Table 3 ROC analysis of individual MHI-5 items, the whole MHI-5, and the MHI-3, by severity of depressive symptoms
Table 4 Performance of the MHI-5 and MHI-3 for detecting depressive symptoms
Figure 1
figure 1

ROC curves of the MHI-5 and MHI-3 for detecting severe depressive symptoms (ZSDS above 55).

Using the MHI-5, the prevalence of severe depressive symptoms (cut-off: 52 points) was 17%, that of moderate or severe depressive symptoms (cut-off: 60 points) was 28%, and that of mild, moderate, or severe depressive symptoms (cut-off: 68 points) was 40%.


These data show that the MHI-5 and MHI-3 scores were each correlated with the ZSDS score and had good screening accordance with the ZSDS in the general population of Japan. We also found that the MHI-3 performs almost as well as the MHI-5. The best-performing single item was the one asking about "feeling downhearted and blue," which was also the case in the US [6]. The usefulness of the MHI-5 is consistent with results of a study done in the US [6]. Each scale and each item performed best as a detector of severe depressive symptoms, but each also contributed some information even for detecting moderate and mild depressive symptoms (Table 3). Both scales performed better than did any item alone.

Because prevalence affects positive predictive value, the latter was lowest for severe depressive symptoms and was highest for mild, moderate, and severe depressive symptoms (Table 4). For all levels of symptom severity, the positive predictive values of the MHI-3 were similar to those of the MHI-5, and for severe depressive symptoms they were nearly identical (10.8% and 10.4%) (Table 4).

A previous study showed that the prevalence of mood disorders (major depression, bipolar disorders, and dysthymia) as measured using the DSM criteria in Japanese people 20 years old and older was 3.1% [4]. On the other hand, 37% of the sample in the present study had mild, moderate, or severe depressive symptoms as measured using the ZSDS. People in whom depression is diagnosed using the DSM criteria are probably only a small number of those who report at least some depressive symptoms. In a previous study that also used the ZSDS, the prevalence of mild depressive symptoms among Japanese male workers was 45% [23], which is similar to that in our study.

In addition to its performance as shown in the present ROC analysis, an advantage of the MHI-5 may be the fact that it is part of the SF-36. The reason is that the possibility of a Hawthorne-type effect (i.e. an effect on study participants that results from their knowing that they are being studied) can be an obstacle to screening for depressive state. Specifically, the subjects' responses on a mental-health screening instrument may be affected by their knowledge that they are subjects in a study of mental health. Embedding the mental-health screening instrument in a more general survey, as the MHI-5 is embedded in the SF-36, could help minimize any such effect.

While the results of this study may be useful for public-health purposes, surveys done in primary-care settings could provide information that is more directly applicable to clinical work.
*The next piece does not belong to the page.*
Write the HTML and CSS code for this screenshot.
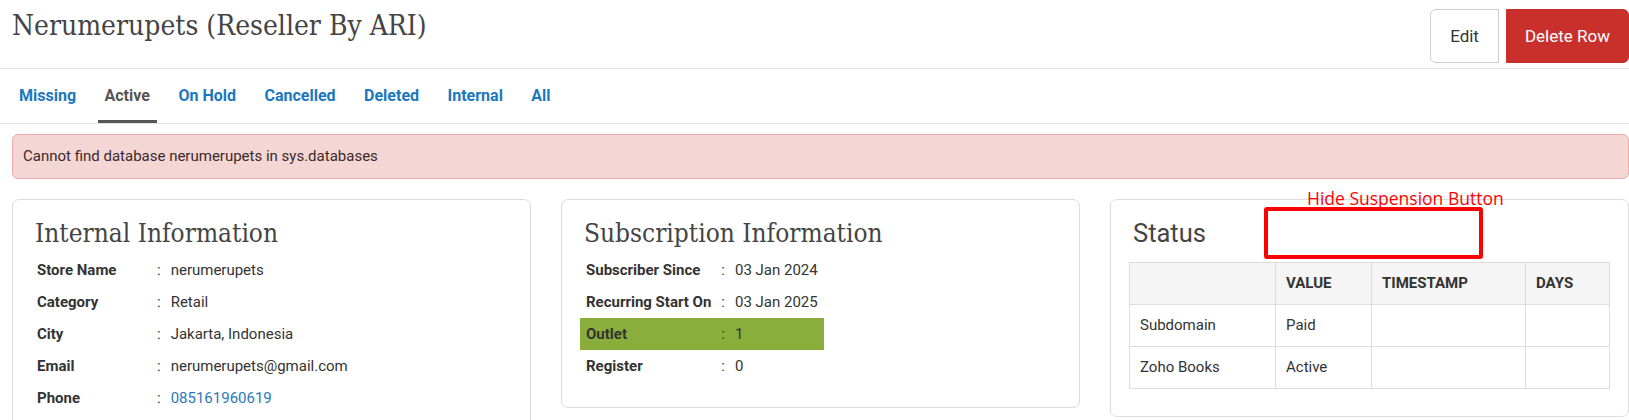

Also, it should be kept in mind that ZSDS scores alone cannot be used to diagnose clinical depression. Studies using psychiatrist-diagnosed depression in addition to ZSDS scores would provide further information about the utility of the Japanese version of the MHI-5.

Another limitation is that the data set was obtained from a 1995 survey. Further studies are needed to confirm the performance of the MHI-5 and MHI-3 using data obtained in recent years.

In conclusion, the MHI-5 and MHI-3 scores were correlated with the ZSDS score, and can be used to identify people with depressive symptoms in the general population of Japan.